L'insegnamento di Fulvio Villa



C’era davvero tanta gente, martedì scorso, due gennaio, al funerale di Fulvio Villa. Talmente tanta che la chiesa di Santa Maria Goretti, a Roma, seppure assai capiente, era letteralmente stipata. Centinaia di persone, la maggior parte delle quali unite tra loro, unite a Fulvio, dal filo sottile dell’atletica. Un legame che spesso pare esile (“che sarà mai, lo sport?”, senti dire in giro), e che invece, in occasioni come queste, scopri praticamente indissolubile. Un marchio. Tecnici, atleti di successo e non, ex atleti, dirigenti: tutti lì, in silenzio.
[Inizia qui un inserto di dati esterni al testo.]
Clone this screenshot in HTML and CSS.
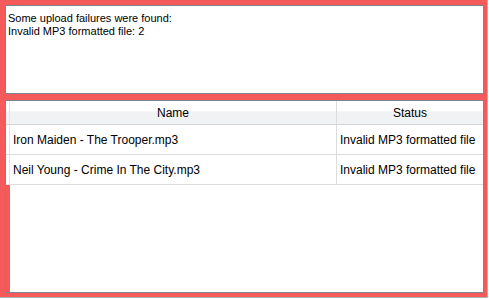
FILE: index.html
```html
<!DOCTYPE html>
<html lang="en">
<head>
<meta charset="UTF-8">
<title>Upload Results</title>
<link rel="stylesheet" href="styles.css">
</head>
<body>
    <div class="frame">
        <div class="messages">
            <p>Some upload failures were found:</p>
            <p>Invalid MP3 formatted file: 2</p>
        </div>
        <div class="results">
            <div class="grid">
                <div class="row header">
                    <div class="cell name">Name</div>
                    <div class="cell status">Status</div>
                </div>
                <div class="row">
                    <div class="cell name">Iron Maiden - The Trooper.mp3</div>
                    <div class="cell status">Invalid MP3 formatted file</div>
                </div>
                <div class="row">
                    <div class="cell name">Neil Young - Crime In The City.mp3</div>
                    <div class="cell status">Invalid MP3 formatted file</div>
                </div>
            </div>
        </div>
    </div>
</body>
</html>
```

FILE: styles.css
```css
body {
    margin: 0;
    background: #ffffff;
    font-family: "Liberation Sans", Arial, sans-serif;
    color: #000000;
}

.frame {
    box-sizing: border-box;
    width: 488px;
    height: 298px;
    padding: 5px 3px 4px 5px;
    background: #f45a5a;
    border-right: 1px solid #b4b4b4;
    border-bottom: 1px solid #b4b4b4;
    display: flex;
    flex-direction: column;
    gap: 6px;
}

.messages {
    box-sizing: border-box;
    height: 89px;
    border: 1px solid #7d8791;
    background: #ffffff;
    padding: 6px 2px;
    font-size: 11px;
    line-height: 12.5px;
}

.messages p {
    margin: 0;
}

.results {
    box-sizing: border-box;
    height: 193px;
    border: 1px solid #7d8791;
    background: #ffffff;
    display: flex;
}

.grid {
    flex: 1;
    border-left: 4px solid #f45a5a;
}

.row {
    display: flex;
    height: 29px;
    margin-left: -4px;
    padding-left: 3px;
    background: #ffffff;
    border-bottom: 1px solid #dcdcdc;
    font-size: 12px;
}

.row.header {
    height: 23px;
    border-bottom: 1px solid #d5d5d5;
    background: linear-gradient(#ffffff 0%, #ffffff 45%, #f1f2f4 46%, #f1f2f4 100%);
}

.cell {
    display: flex;
    align-items: center;
    padding: 0 3px;
    white-space: nowrap;
    overflow: hidden;
}

.cell.name {
    width: 320px;
    border-left: 1px solid #e6e6e6;
    border-right: 1px solid #dcdcdc;
}

.cell.status {
    flex: 1;
}

.header .cell {
    justify-content: center;
}
```
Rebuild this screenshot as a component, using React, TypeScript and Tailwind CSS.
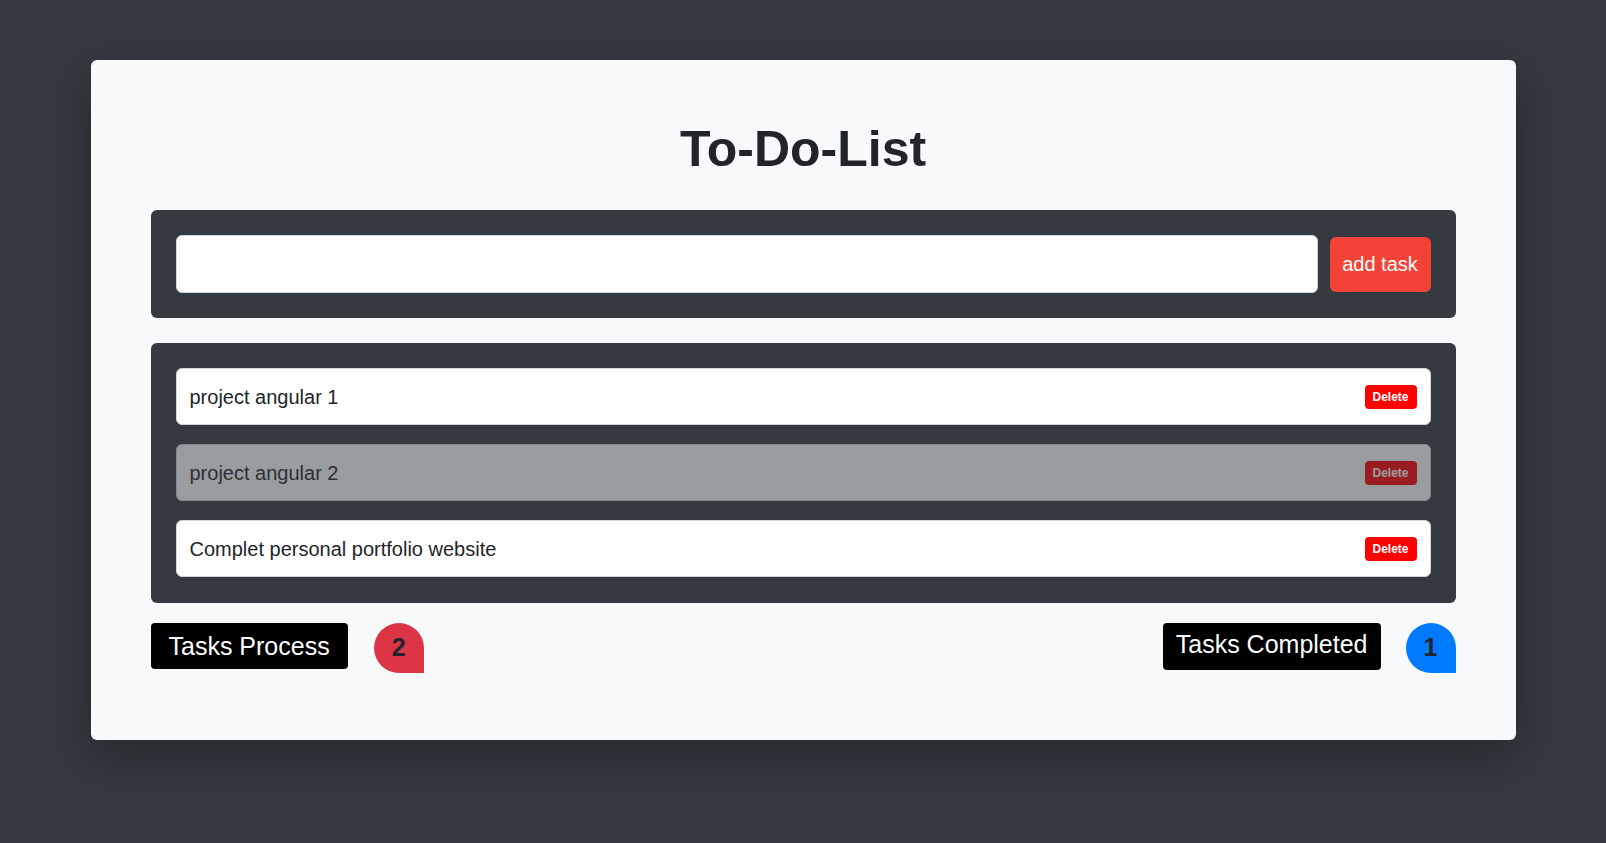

Dolore, sorpresa (molti hanno saputo solo all’ultimo della malattia) per la scomparsa di un giovane uomo nel pieno della vita; per alcuni il parente, per altri l’amico, o l’allenatore, o il compagno di fatiche. Per tutti però figura emblematica, capace di fungere – non è la solita retorica di circostanza – da vero e proprio esempio, messo lì, sotto gli occhi, tutti i giorni: per il modo sempre pacato di porsi nei confronti degli altri, del lavoro, dell’atletica stessa, del filo già citato. La storia personale di Fulvio Villa è emblematica di come si possa trasformare l'impegno nello sport, nell’atletica, in qualcosa di più di una semplice manifestazione della propria passione; e per questo merita di essere sottolineata, ricordata anche a chi non lo conosceva. Siamo abituati ad applaudire chi taglia per primo il traguardo, o chi lancia o salta più degli altri. Ne esaltiamo l’eccezionalità, l’unicità del gesto. Finiamo però per considerare normali, quando invece non lo sono affatto (meglio: non lo sono più), la dedizione quotidiana, la voglia di coinvolgere, la capacità di ascoltare, di mettersi a disposizione dei più giovani. Fulvio in questo è stato un maestro, a giudizio di tutti. Lui semplicemente c’era, potevi contare sul suo impegno. Alla Farnesina, ai Marmi, talvolta all’Acqua Acetosa. Era lì. Il fatto poi che sia stato per anni il fiduciario tecnico del CR Lazio, che si sia inventato le carriere sportive di tanti (soprattutto, ma non solo, marciatori), che sia stato organizzatore, dirigente, insegnante, è secondario. Conta soprattutto l’aver lavorato, sodo, per gli altri. L’insegnamento che una vita spesa così è capace di impartire, vale, per utilizzare parametri a noi consoni, quanto una medaglia olimpica. Anzi, diciamolo: qualcosa in più. m.s.